View this report
The purpose of this language bank is to support the delivery of IAS’s 2023-26 strategy, which has a focus on inequalities.
Language is important, and terminology can be empowering as well as potentially harmful.
This guide is to be used in conjunction with existing resources to talk about alcohol. These include IAS’s communications strategy (internal document), the Alcohol Health Alliance’s language bank (internal document), and other organisations’ resources, such as Scottish Drugs Forum. This guide can be used alongside further resources and tools for addressing risk of bias in research, assessing or analysing data, or reporting findings, for example the VISION consortium’s data assessment tool or the government’s social research profession’s guide to inclusive social research practices.
This language bank covers language for characteristics relating to inequalities, including but not limited to characteristics protected by the Equality Act 2010.
This guide is not exhaustive, and resources are provided for further reading to tailor language to specific projects.

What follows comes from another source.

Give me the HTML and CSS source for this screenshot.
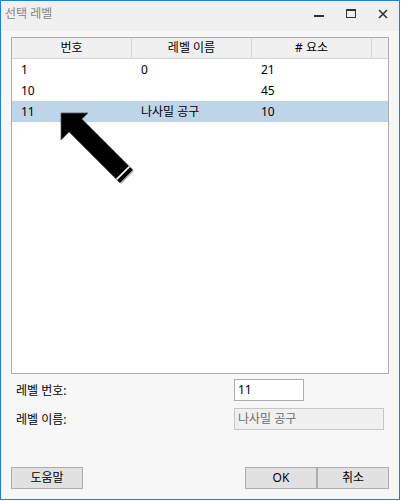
FILE: index.html
```html
<!DOCTYPE html>
<html lang="ko">
<head>
<meta charset="utf-8">
<title>선택 레벨</title>
<link rel="stylesheet" href="styles.css">
</head>
<body>
<div class="win">
  <div class="titlebar">
    <div class="title">선택 레벨</div>
    <div class="controls">
      <div class="ctl"><svg width="12" height="12" viewBox="0 0 12 12"><rect x="1" y="7" width="10" height="2" fill="#333"/></svg></div>
      <div class="ctl"><svg width="12" height="12" viewBox="0 0 12 12"><rect x="1.5" y="1.5" width="9" height="8" fill="none" stroke="#333" stroke-width="1"/><rect x="1" y="1" width="10" height="2" fill="#333"/></svg></div>
      <div class="ctl"><svg width="12" height="12" viewBox="0 0 12 12"><path d="M2 2 L10 10 M10 2 L2 10" stroke="#333" stroke-width="1.6"/></svg></div>
    </div>
  </div>
  <div class="client">
    <div class="list">
      <div class="row head">
        <div class="hc">번호</div>
        <div class="hc">레벨 이름</div>
        <div class="hc"># 요소</div>
        <div class="hc"></div>
      </div>
      <div class="row">
        <div class="c">1</div>
        <div class="c">0</div>
        <div class="c">21</div>
        <div class="c"></div>
      </div>
      <div class="row">
        <div class="c">10</div>
        <div class="c"></div>
        <div class="c">45</div>
        <div class="c"></div>
      </div>
      <div class="row sel">
        <div class="c">11</div>
        <div class="c">나사밀 공구</div>
        <div class="c">10</div>
        <div class="c"></div>
      </div>
    </div>
    <div class="form">
      <div class="lbl">레벨 번호:</div>
      <div class="field num">11</div>
      <div class="lbl">레벨 이름:</div>
      <div class="field name disabled">나사밀 공구</div>
    </div>
    <div class="buttons">
      <div class="btn">도움말</div>
      <div class="right">
        <div class="btn">OK</div>
        <div class="btn">취소</div>
      </div>
    </div>
  </div>
  <svg class="arrow" width="400" height="500" viewBox="0 0 400 500">
    <polygon points="61,113 88,113 81.9,119.1 132.9,170.1 120.1,182.9 69.1,131.9 61,140" fill="#000" stroke="#555" stroke-width="0.8" stroke-linejoin="miter"/>
    <line x1="129.4" y1="166.6" x2="116.6" y2="179.4" stroke="#fff" stroke-width="1.6"/>
    <line x1="131.6" y1="168.8" x2="118.8" y2="181.6" stroke="#000" stroke-width="1"/>
    <line x1="133.4" y1="170.6" x2="120.6" y2="183.4" stroke="#aaa" stroke-width="1.4"/>
  </svg>
</div>
</body>
</html>
```
FILE: styles.css
```css
* { box-sizing: border-box; }
html, body { margin: 0; padding: 0; background: #ffffff; }
body {
  font-family: "Noto Sans", "Noto Sans CJK KR", sans-serif;
  font-size: 12px;
  color: #000;
}
.win {
  position: relative;
  width: 400px;
  height: 500px;
  border: 1px solid #1883d7;
  background: #f7f7f7;
  display: flex;
  flex-direction: column;
}
.titlebar {
  height: 30px;
  flex: none;
  display: flex;
  align-items: center;
  background: #f0f0f0;
}
.title {
  flex: 1;
  padding-left: 4px;
  color: #858585;
  font-size: 12px;
  line-height: 16px;
  margin-top: -4px;
}
.controls { display: flex; align-self: stretch; }
.ctl {
  width: 32px;
  display: flex;
  align-items: center;
  justify-content: center;
  padding-bottom: 4px;
}
.client {
  flex: 1;
  display: flex;
  flex-direction: column;
  padding: 6px 10px 10px 10px;
}
.list {
  height: 337px;
  flex: none;
  border: 1px solid #adadad;
  background: #fff;
}
.row {
  display: grid;
  grid-template-columns: 120px 120px 120px 16px;
  height: 21px;
  align-items: center;
  line-height: 16px;
}
.row.head {
  height: 21px;
  background: #f0f0f0;
  border-bottom: 1px solid #d5d5d5;
  align-items: stretch;
}
.hc {
  border-right: 1px solid #d5d5d5;
  text-align: center;
  line-height: 19px;
}
.hc:last-child { border-right: none; }
.c { padding-left: 9px; white-space: nowrap; }
.row.sel { background: #bdd4e9; }
.form {
  margin-top: 5px;
  display: grid;
  grid-template-columns: 223px auto;
  row-gap: 7px;
  align-items: center;
}
.lbl { padding-left: 5px; }
.field {
  height: 22px;
  border: 1px solid #adadad;
  background: #fff;
  padding-left: 3px;
  line-height: 19px;
}
.field.num { width: 70px; }
.field.name { width: 150px; }
.field.disabled {
  background: #f0f0f0;
  border-color: #c6c6c6;
  color: #6d6d6d;
}
.buttons {
  margin-top: auto;
  display: flex;
  justify-content: space-between;
}
.right { display: flex; }
.btn {
  width: 72px;
  height: 22px;
  border: 1px solid #adadad;
  background: #e1e1e1;
  text-align: center;
  line-height: 19px;
}
.right .btn + .btn { margin-left: 0; }
.arrow {
  position: absolute;
  left: -1px;
  top: -1px;
  pointer-events: none;
}
```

This document will also be reviewed and updated as and when the need arises because language changes over time. We welcome suggestions for how to update the language bank.
Principles of person-first language
As noted in the Alcohol Health Alliance language bank (internal), person-first language is recommended for talking about substance use. This means structuring sentences to name the person first and the condition or disease they have second.
Similar principles can be applied to describe aspects of identity in many cases. Person-first language articulates that one aspect of someone’s identity is not the primary characteristic of that individual’s identity.
- instead of saying “wheelchair user” you can say “person who uses a wheelchair”
- instead of “Sikhs” you can say “people belonging to the Sikh religion”
- instead of “low-income men” you can say “men on low incomes”
Person-first language is not always appropriate for all aspects of identity, or at all times, but it is a useful guiding principle.